Different Kinds of Streaming Analytics Technology
I asked Roger Rea, Senior Product Manager for IBM Streaming Analytics technology to describe the various options:
“The streaming analytics category is a very crowded market and might best be thought of as an evolution of complex event processing technology (CEP). CEP engines were first created for use cases related to capital markets such as stock trading algorithms where they must generate a response within milliseconds. Speed is really everything here. Streaming analytics applications, by contrast, tend to have higher latency but are designed for the very high throughput of the big data era.”
The raw technology used in streaming tools differs and there are three main technologies underlying streaming analytics capabilities.
SQL-Based:
Many CEP tools and some streaming analytics vendors use SQL as the underlying analytics engine. In 2016, the emergence of various flavors of streaming SQL have made SQL a very viable option. Although, as of today there is no standard streaming SQL syntax, most streaming processors like WSO2 and the various Apache streaming tools, all now support streaming SQL. TIBCO Streambase, for example, uses a version of SQL called StreamSQL which has been adapted to the analysis of data streams in flux. SQL now provides a simple and effective language to program streaming use cases.
Rule-Based:
Another option is the Inference Rule-Based engine approach, which is also more commonly seen in CEP products. These systems rule-based systems work by using an if-then-else logic. If a record comes in, it is compared to the rules and then, if appropriate, some action is triggered. This approach works best with highly structured data.
Programmatic:
The third principal technology is programmatic, meaning that code must be written in a standard development language like Java or C, or a proprietary language like IBM Streams Processing Language.
Open Source vs Proprietary Tools
There is a large number of open-source technologies in the streaming analytics arena including notably Apache Flink, Apache Spark Streaming, Apache Samza, Apache Kafka Streaming, Apache Storm, Google Dataflow, Twitter Heron, and AirBnB StreamAlert. All of these tools (and most other open-source tools) originally used the programmatic logic approach, but now support streaming SQL too. There is also a number of proprietary streaming analytics platforms like IBM Streaming Analytics, Vitria Operational Intelligence, Microsoft Azure Stream Analytics, and SAS Event Stream Process and TIBCO Streambase.
One obvious question then is why use a proprietary tool over the long list of available open-source tools?
I posed this question to Manish Patel, Senior Product Manager for TIBCO’s streaming analytics technologies. In his view, there are two reasons: scale and specialization.
Scale:
Open-source streaming analytics tools are focused on smaller projects. Manish says:
“For a POC firms get started with these technologies, but their time to market is quite expensive and the learning curve can be long. These tools require the use of a programming language, and they don’t provide visual tooling to help develop applications faster”.
Once the company validates the idea, and they want to move something into production, at that stage, they generally move to commercial vendors.
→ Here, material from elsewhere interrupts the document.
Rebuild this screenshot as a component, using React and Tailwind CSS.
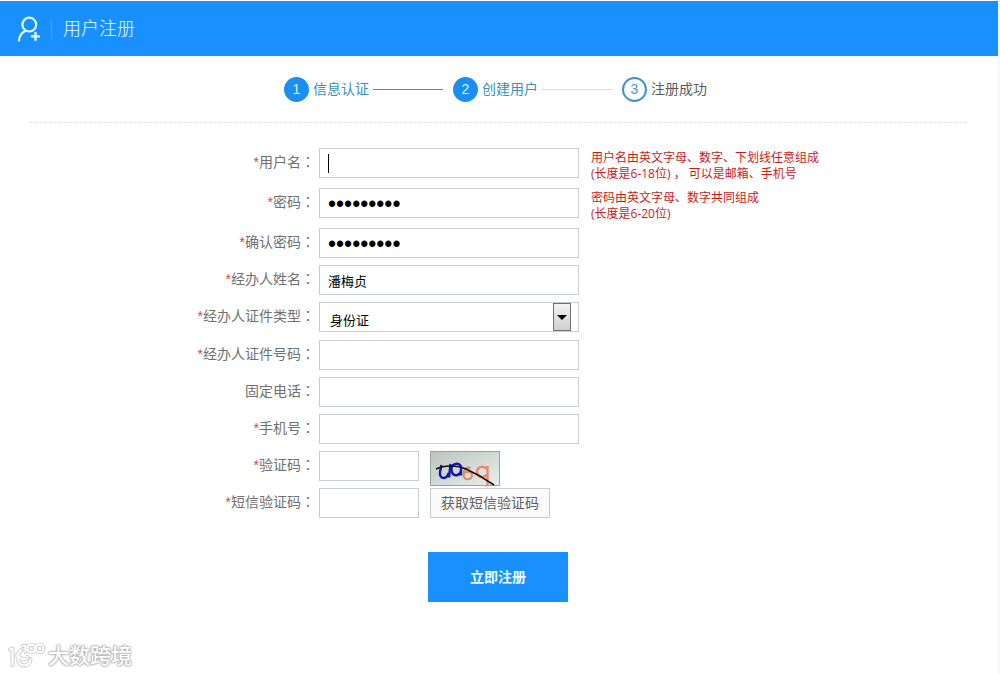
import React, { useState } from 'react';

const steps = [
  { no: 1, title: '信息认证', state: 'done' },
  { no: 2, title: '创建用户', state: 'active' },
  { no: 3, title: '注册成功', state: 'todo' }
];

const circleStyles = {
  done: 'border-[#1b8ef2] bg-[#1b8ef2] text-[#d8f4ff]',
  active: 'border-[#1b8ef2] bg-[#1b8ef2] text-[#d8f4ff]',
  todo: 'border-[#3f92cf] bg-white text-[#4f96bf]'
};

const inputClass = 'h-[30px] border border-[#c8cccc] bg-white px-2 text-black outline-none';
const passwordClass = "w-[260px] pt-[3px] font-['Liberation_Sans'] text-[23px]";

const UserIcon = () => (
  <svg width="24" height="26" viewBox="0 0 24 26" fill="none" stroke="#e2ffff" strokeWidth="2.2" strokeLinecap="round">
    <circle cx="12.3" cy="8.6" r="6.9" />
    <path d="M2 24.5C2.4 20 4.6 16.6 8.6 14.8" />
    <path d="M18.5 17V23.8M15.1 20.4H21.9" strokeWidth="2.4" />
  </svg>
);

const Captcha = () => (
  <svg width="70" height="35" viewBox="0 0 70 35" fill="none" role="img" aria-label="验证码图片">
    <defs>
      <linearGradient id="captcha-bg" x1="0" y1="0" x2="1" y2="1">
        <stop offset="0" stopColor="#bcc4c0" />
        <stop offset="1" stopColor="#e9efeb" />
      </linearGradient>
    </defs>
    <rect x="0.5" y="0.5" width="69" height="34" fill="url(#captcha-bg)" stroke="#8fa893" />
    <path d="M11.5 14L10 21C9 29 17 28.5 18.5 22M20.500 13L19 26.500" stroke="#1515b4" strokeWidth="2.4" />
    <path d="M21.500 18C21.500 12 30 11 31 16V24.500M21.500 18C21.500 26 29 26 31 20" stroke="#1515b4" strokeWidth="2.4" />
    <path d="M40.500 17C36 15.5 33 19 33.500 24.500" stroke="#e0876b" strokeWidth="2" />
    <ellipse cx="37.8" cy="24.5" rx="4.2" ry="3.8" stroke="#e0876b" strokeWidth="2" />
    <path d="M57 17.5C52 14 47 16 47 21S53 28 57 23.5M57.5 15V34" stroke="#e8896a" strokeWidth="2.4" />
    <path d="M6 18C14 14 27 14 36 18S54 27 64 34" stroke="#111" strokeWidth="1.6" />
  </svg>
);

const BrandLogo = () => (
  <svg width="38" height="28" viewBox="0 0 38 28" fill="none" strokeLinecap="round" strokeLinejoin="round">
    {[['#c8c8c8', 4], ['#ffffff', 2.2]].map(([color, width]) => (
      <g key={color} stroke={color} strokeWidth={width}>
        <path d="M2 7.5L4.500 6.5V23" />
        <path d="M13 8L9.500 13C9 19 12 23.5 16 23.5S22 20.5 22.500 17" />
        <path d="M9.500 13C13 18.500 18 18.500 19.500 15" />
        <path d="M15 4H17.5V10" />
        <circle cx="23.5" cy="6.5" r="3.8" />
        <circle cx="31.5" cy="6.5" r="3.8" />
      </g>
    ))}
  </svg>
);

const Steps = () => (
  <ol className="flex items-center justify-center pr-[7px] pt-[21px] text-[14px] leading-[25px]">
    {steps.map((step, i) => (
      <li key={step.no} className="flex items-center">
        <span
          className={`flex h-[25px] w-[25px] items-center justify-center rounded-full border-2 font-['Liberation_Sans'] ${circleStyles[step.state]}`}
        >
          {step.no}
        </span>
        <span className={step.state === 'todo' ? 'ml-1 text-[#5c5c5c]' : 'ml-1 text-[#3a90b8]'}>{step.title}</span>
        {i < steps.length - 1 && (
          <span className={`ml-1 mr-[10px] h-px w-[70px] ${step.state === 'done' ? 'bg-[#3f8fc4]' : 'bg-[#d8dcdc]'}`} />
        )}
      </li>
    ))}
  </ol>
);

const Row = ({ id, label, required = true, tall = false, hint, children }) => (
  <div className={`flex ${tall ? 'h-[33px]' : 'h-[30px]'}`}>
    <label htmlFor={id} className="mr-1 w-[286px] shrink-0 text-right text-[14px] leading-[26px] text-[#707070]">
      {required && <span className="text-[#e0452a]">*</span>}
      {label}
      <span className="font-['Noto_Sans_CJK_TC']">：</span>
    </label>
    {children}
    {hint && (
      <p className="ml-3 pt-[2px] font-['Open_Sans','Noto_Sans_CJK_SC',sans-serif] text-[12px] leading-[16px] text-[#cc1a1a]">
        {hint[0]}
        <br />
        {hint[1]}
      </p>
    )}
  </div>
);

const App = () => {
  const [form, setForm] = useState({
    username: '',
    password: 'abc123456',
    confirm: 'abc123456',
    name: '潘梅贞',
    idType: '身份证',
    idNo: '',
    tel: '',
    mobile: '',
    captcha: '',
    smsCode: ''
  });

  const field = (name) => ({
    id: name,
    name,
    value: form[name],
    onChange: (e) => setForm({ ...form, [name]: e.target.value })
  });

  return (
    <div className="flex min-h-screen flex-col border-r-2 border-[#f8f8f8] bg-white pt-px font-['Liberation_Sans','Noto_Sans_CJK_SC',sans-serif]">
      <header className="flex h-[55px] items-center bg-[#1890ff] pl-[17px]">
        <UserIcon />
        <h1 className="ml-[10px] border-l border-[#3fa5fb] pl-[11px] text-[18px] font-light leading-[20px] text-[#e6ffff]">
          用户注册
        </h1>
      </header>

      <Steps />

      <form className="ml-[29px] mr-[31px] mt-5 border-t border-dashed border-[#e3e3e3] pt-[25px]" onSubmit={(e) => e.preventDefault()}>
        <div className="flex flex-col gap-[7px]">
          <Row id="username" label="用户名" tall hint={['用户名由英文字母、数字、下划线任意组成', '(长度是6-18位) ， 可以是邮箱、手机号']}>
            <div className="relative h-[30px]">
              <input type="text" className={`${inputClass} w-[260px] text-[13px]`} {...field('username')} />
              <span className="absolute left-[9px] top-[6px] h-[19px] w-px bg-black" />
            </div>
          </Row>
          <Row id="password" label="密码" tall hint={['密码由英文字母、数字共同组成', '(长度是6-20位)']}>
            <input type="password" className={`${inputClass} ${passwordClass}`} {...field('password')} />
          </Row>
          <Row id="confirm" label="确认密码">
            <input type="password" className={`${inputClass} ${passwordClass}`} {...field('confirm')} />
          </Row>
          <Row id="name" label="经办人姓名">
            <input type="text" className={`${inputClass} w-[260px] text-[13px]`} {...field('name')} />
          </Row>
          <div className="pb-px">
            <Row id="idType" label="经办人证件类型">
              <div className="relative h-[30px]">
                <select className={`${inputClass} w-[260px] appearance-none pl-[10px] pt-2 text-[13px]`} {...field('idType')}>
                  <option>身份证</option>
                  <option>护照</option>
                </select>
                <span className="pointer-events-none absolute right-2 top-px flex h-7 w-[18px] items-center justify-center border border-[#707070] bg-linear-to-b from-[#f4f4f4] to-[#cfcfcf]">
                  <svg width="10" height="5" viewBox="0 0 10 5">
                    <path d="M0 0H10L5 5Z" fill="#000" />
                  </svg>
                </span>
              </div>
            </Row>
          </div>
          <Row id="idNo" label="经办人证件号码">
            <input type="text" className={`${inputClass} w-[260px] text-[13px]`} {...field('idNo')} />
          </Row>
          <Row id="tel" label="固定电话" required={false}>
            <input type="tel" className={`${inputClass} w-[260px] text-[13px]`} {...field('tel')} />
          </Row>
          <Row id="mobile" label="手机号">
            <input type="tel" className={`${inputClass} w-[260px] text-[13px]`} {...field('mobile')} />
          </Row>
          <Row id="captcha" label="验证码">
            <input type="text" className={`${inputClass} w-[100px] text-[13px]`} {...field('captcha')} />
            <span className="ml-[11px]">
              <Captcha />
            </span>
          </Row>
          <Row id="smsCode" label="短信验证码">
            <input type="text" className={`${inputClass} w-[100px] text-[13px]`} {...field('smsCode')} />
            <button type="button" className="ml-[11px] h-[30px] w-[120px] border border-[#c8cccc] bg-[#fafafa] text-[14px] text-[#606060]">
              获取短信验证码
            </button>
          </Row>
        </div>
        <button type="submit" className="mx-auto mt-[34px] block h-[50px] w-[140px] bg-[#1890ff] text-[14px] font-bold text-[#eaffff]">
          立即注册
        </button>
      </form>

      <footer className="mt-auto flex items-center pb-1 pl-2">
        <BrandLogo />
        <span className="ml-[2px] text-[21px] font-medium leading-[28px] text-white [text-shadow:0_0_1px_#aaa,0_0_2px_#aaa,0_0_2px_#aaa,0_0_3px_#bbb]">
          大数跨境
        </span>
      </footer>
    </div>
  );
};

export default App;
One reason for this is stability. Open-source tools tend to change quickly as the code base is being constantly modified.
A TIBCO StreamBase user comments in a review on TrustRadius:
“I have considered Apache Spark Streaming and Apache Flink. Spark Streaming is still changing too often for my taste and does not seem as easy to connect to IoT data”.
Specialization:
In order to differentiate themselves from each other, open source tools have become increasingly specialized. Manish describes them as follows:
“Firstly, there are event processing tools for doing correlation abstraction, aggregation, and filtering; Second are stateful computing platforms like Apache Spark Streaming, and Apache Flink and Samza. Third is the set of tools focused on ingestion and processing of data flows and ETL like Apache Kafka and NiFi.”
While this specialization has benefits, it also adds complexity since several different tools are required for an end-to-end solution.
Proprietary platforms like IBM Streaming Analytics, TIBCO StreamBase and Apama Streaming Analytics usually provide capabilities across the entire ecosystem. Large vendors may provide portfolios of tools in conjunction with the streaming platform like visual analytics, advanced numerical analysis, collaboration capabilities, and other functionality. Proprietary vendors say that this portfolio approach can reduce project complexity in the long run.
However, open-source tools have advantages too. Not only are they usually free and open, but these days, groundbreaking technologies often debut as open-source, and innovative new technology is more likely to be open-source than not. In particular, open-source tools usually dominate discussion at the infrastructure layer. Open source products are also being incorporated as components of products from large proprietary vendors like IBM, Microsoft and others.
Trends
As in many technology domains where significant expertise is required to derive value, streaming analytics technology is in the process of being simplified to extend its user base beyond the IT department. The goal is for business users to create real-time models without any help from a developer by using visual tooling and clicks.
One TIBCO StreamBase review mentions that this trend is already partly realized:
“Rapid development, drag-drop with minimal coding. UI is easy to understand and build.”
An IBM Streaming Analytics review looks forward to the availability of non-proprietary visual development tools:
“In order to get the absolute most out of the platform IMO it’s still best to develop applications using proprietary SPL (Stream Programming Language). Although SPL is a very effective language for stream processing it does present a barrier to entry that will be avoided with the updated visual development tools which being worked on”.
We can expect a lot of development around simpler tooling in the future.
A second trend is the expansion of the Business Intelligence domain to include real-time streaming data. Traditionally, business intelligence tools are designed to look back at historical data to understand what happened in the last quarter or the last year. Increasingly though, data analysts want to see, for example, real-time sales data so that they can get a view on how they are performing right now compared to historical data. Many BI tools are scrambling to build real-time data stream analysis into their products. Zoomdata, for example, has had this capability for some time.